«За знаки почести со стороны королей – благодарю покорно. К чему все это? Орден, золотая табакерка, почетный кубок от короля – это в наше время скорее позор, чем почесть. Мы все благодарим покорно за такого рода вещи и, слава богу, застрахованы от них: с тех пор как я поместил в „Телеграфе“ свою статью об Э.М. Арндте, даже сумасшедшему баварскому королю не придет в голову нацепить мне подобный дурацкий бубенчик или же приложить печать раболепия на спину. Теперь чем человек подлее, подобострастнее, раболепнее, тем больше он получает орденов.
Я теперь яростно фехтую и смогу в скором времени зарубить всех вас. За последний месяц у меня здесь были две дуэли: первый противник взял назад оскорбительные слова… со вторым я дрался вчера и сделал ему знатную насечку на лбу, ровнехонько сверху вниз, великолепную приму.
Прощай.
То было последнее письмо Греберам. Больше они уже никогда не писали ему.
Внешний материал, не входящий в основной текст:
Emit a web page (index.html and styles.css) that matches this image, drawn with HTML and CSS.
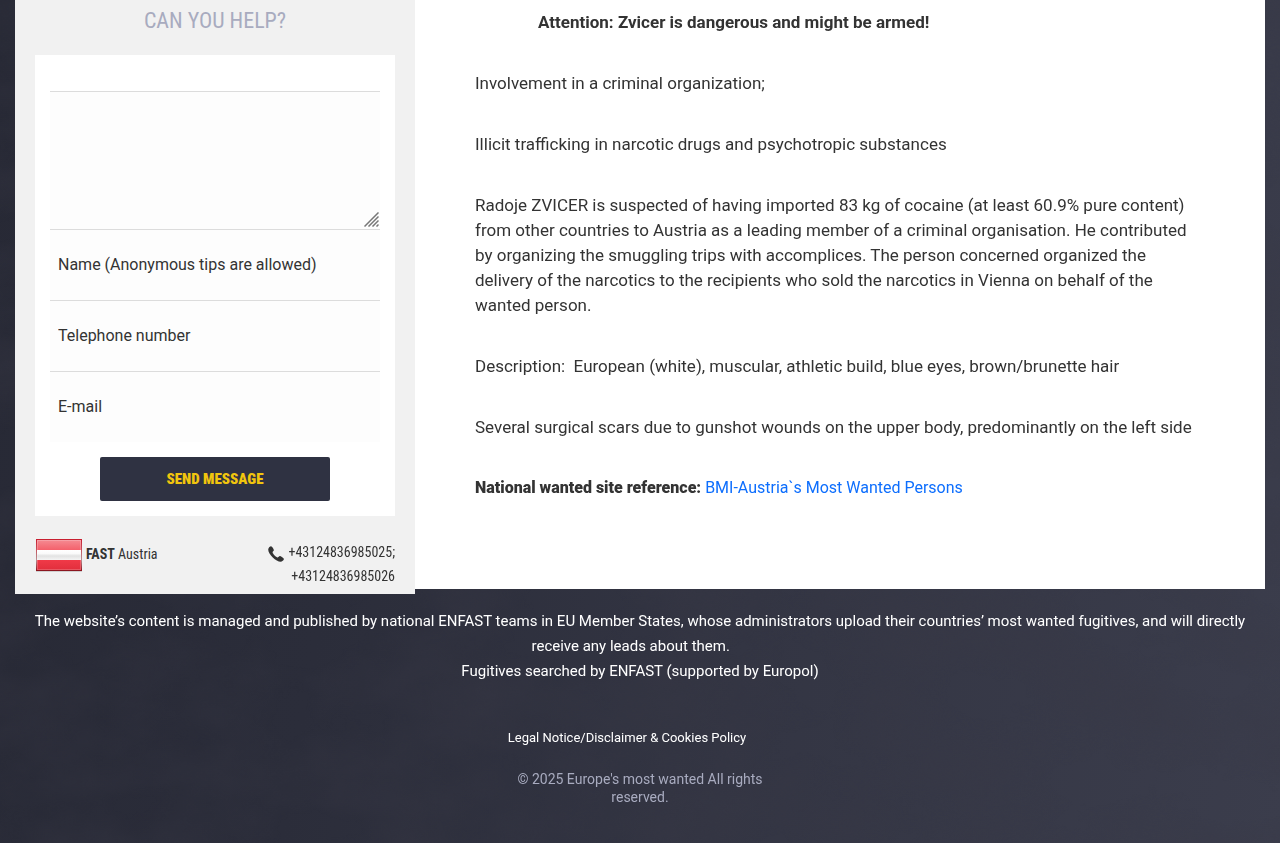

Да и Фридрих не писал им.
За три дня до пасхи 1841 года он в последний раз прошелся по суетливой набережной вдоль Везера, в последний раз перевел и переписал письма в конторе консула Лейпольда, поужинал в кругу пасторской семьи и принял парад на площади перед ратушей.
ЧАСТЬ II
В последние дни перед отъездом из России с Михаилом Александровичем Бакуниным случилась неприятнейшая история.
Он перессорился с друзьями, а ведь как раз их он считал передовыми, лучшими людьми России.
История началась на несколько месяцев раньше нелепым случаем. Случай породил сплетни, разошедшиеся кругами по Москве и Петербургу.
Было ему двадцать шесть лет, и прежнюю жизнь он считал неудачной.
Его отец владел тысячью душ. В души тогда записывали только взрослых мужчин, а ведь почти каждый мужчина был женат, и, значит, две тысячи человек работали для того, чтобы семья Бакуниных сытно питалась, покупала красивые одежды, нужные книги.
Но детей в семье было много, и отец решил, что сыновья должны пойти на государеву службу, чтобы возвысить свое положение.
В четырнадцать лет Мишель Бакунин уехал из родной семьи в Петербург, стал юнкером артиллерийского училища.
В первые же дни он попал в карцер.
По коридору проходил господин поручик и увидел у окна юнкера с книгой.
– Вы чем это заняты, юнкер? – спросил он брезгливо.
– Читаю, господин поручик.
– Читаете? – Поручик удивился. – Вы что же, уж не дома ли приучились к чтению? Зачем вы это делаете?
– Чтобы научиться думать. – Мишель объяснил вполне искренне и удивился, когда поручик отправил его в карцер.
– Осмелюсь узнать, за что? – не удержавшись, спросил Бакунин.
– За то самое и отправил, юнкер. За чтение и желание мыслить. С вредными этими привычками вы тут быстро покончите.
Восемнадцати лет Бакунин стал офицером, но не мог развлекаться, как все, картами и водкой. Он мечтал о другом: о науках, умном чтении и независимой жизни.
В двадцать один год ему удалось уйти в отставку, он вернулся в отцовское поместье, стал усиленно читать книги – русские и европейские, а потом познакомился с молодыми людьми, имена которых скоро стали известны всей читающей России.
Одним был литератор Виссарион Григорьевич Белинский. Он жил в Москве и бедствовал. Бакунин взял у сестры денег и, не предупредив ее, отдал три тысячи Белинскому, чтобы тот смог ехать на лечение.
Другим был Станкевич. Вместе они принялись изучать мудрости немецкого философа Гегеля.
Бакунин одним из первых в России обратился к гениальному немцу. Особенно его поразила мысль о том, что все существующее, действительное – разумно.
– А раз так, надо примириться со всем, что делается в России, быть верным православной церкви и государеву делу.
В этой мысли он сумел убедить многих своих друзей, и Белинского тоже. Белинский предложил ему написать несколько статей для журнала «Московский наблюдатель» о современных идеях, о Гегеле – Бакунин написал с блеском.
Из поместья Бакунин уехал в Москву, ночевал то у Белинского, то у другого друга – Боткина. У него не было постоянного дома, постоянных занятий. Дальний родственник, генерал-губернатор, предложил ему хорошую службу, он отказался.
В дружбе Бакунин мог быть только старшим. «Я стонал под твоим авторитетом», – жаловался Белинский. Всех он заставлял думать лишь так, как считал необходимым.